The Army and Marine Corps have been able to fill requests for SFA advisor teams, using various approaches such as tasking non-deployed brigades to form advisor teams or creating teams using personnel already deployed in Afghanistan. According to Army and Marine Corps officials, the ability to substitute an individual at one rank above or below the request has helped the services meet rank and skill requirements. The Army’s reliance on brigades to provide a portion of their personnel to form advisor teams has enabled them to meet requirements but resulted in leaving large numbers of personnel at the brigades’ home stations. To manage these large rear detachments, brigades undertook significant planning to ensure that enough stay-behind leadership existed to maintain a sufficient command structure and provide certain training.

The Army and Marine Corps have developed training programs for SFA advisor teams, but teams varied in the extent to which they had specific information to help prepare them for their mission prior to deployment. SFA guidance states that an in-depth understanding of the operational environment and of foreign security force capabilities is critical to planning and conducting effective SFA. Advisor teams may access such information from a variety of sources such as conducting video teleconferences with the teams they will replace, using secure networks to gather information, or sending personnel on predeployment site surveys, although teams varied in the extent to which they were actually able to gain access to these sources. For example, GAO found that while teams had access to a certain secure network at training sites, only some had access at home station, enabling them to shape their training and mission analysis earlier in predeployment training or after training but prior to deploying.
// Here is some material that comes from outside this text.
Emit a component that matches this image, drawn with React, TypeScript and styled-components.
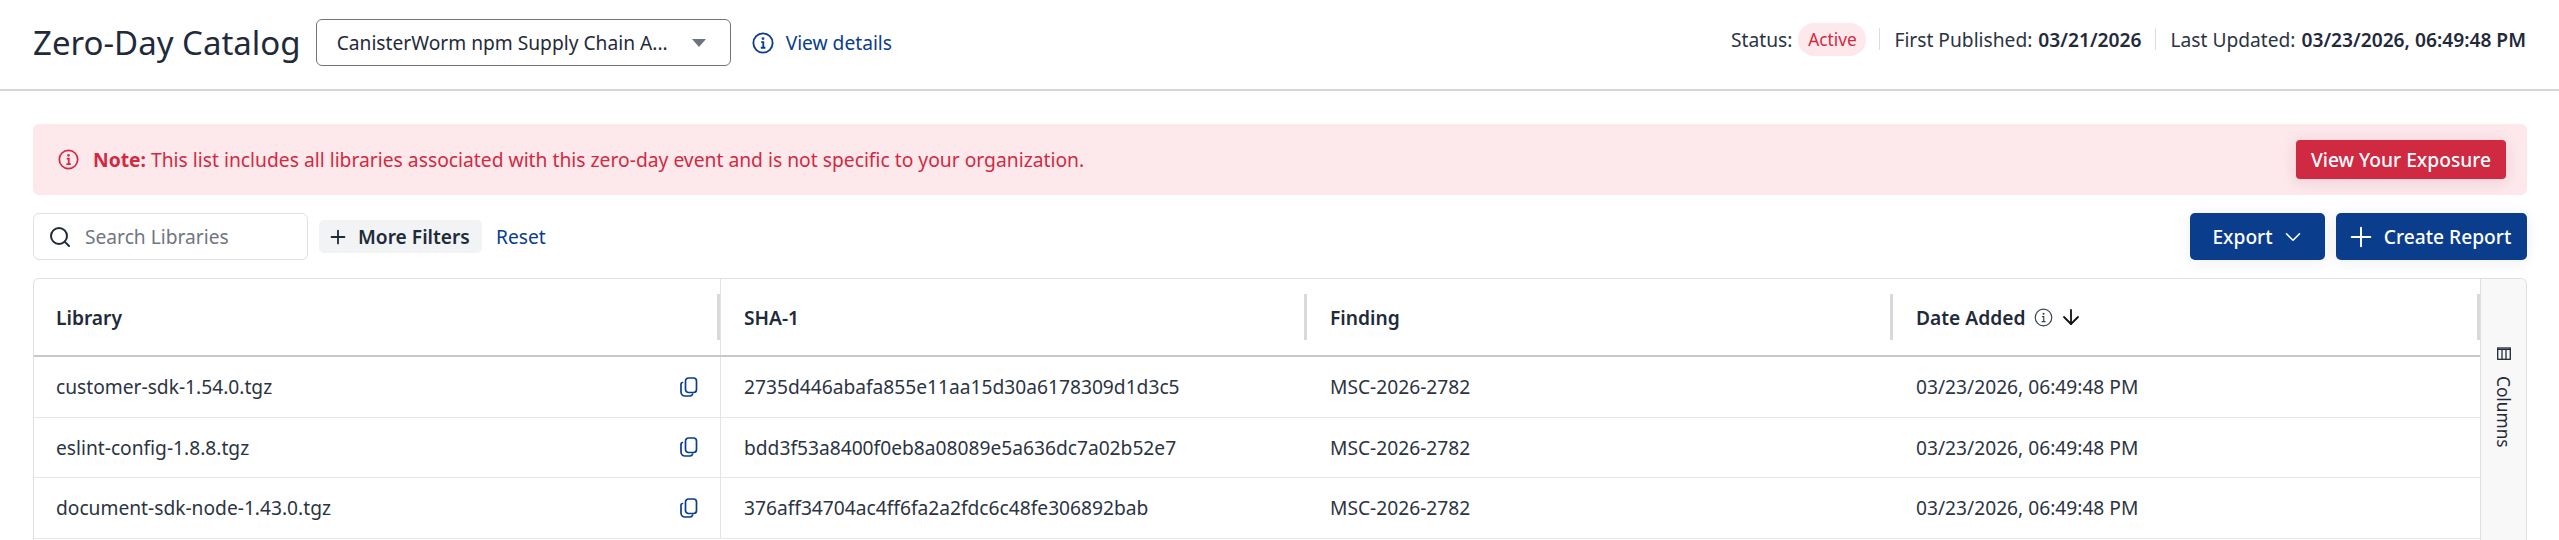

Having limited access to this information prior to arriving in Afghanistan may result in advisor teams needing more time after deploying to maximize their impact as advisors.

Why GAO Did This Study

ISAF’s mission in Afghanistan has shifted from a combat role to focus more on preparing ANSF units to assume lead security responsibility by the end of 2014. A key element in advising and assisting the ANSF is SFA advisor teams, provided by the U.S. Army and Marine Corps. A House Armed Services Committee report accompanying its version of the Fiscal Year 2013 National Defense Authorization Act directed GAO to review DOD’s establishment and use of SFA advisor teams. Specifically, GAO evaluated the extent to which (1) DOD, in conjunction with ISAF, has defined SFA advisor team missions, goals, and objectives; (2) the Army and Marine Corps have been able to provide teams; and (3) the Army and Marine Corps have developed programs to train teams for their specific missions. GAO reviewed doctrine and guidance, analyzed advisor requirements, reviewed training curricula, and interviewed Army, Marine Corps, theater command, and SFA advisor team officials in the U.S. and Afghanistan.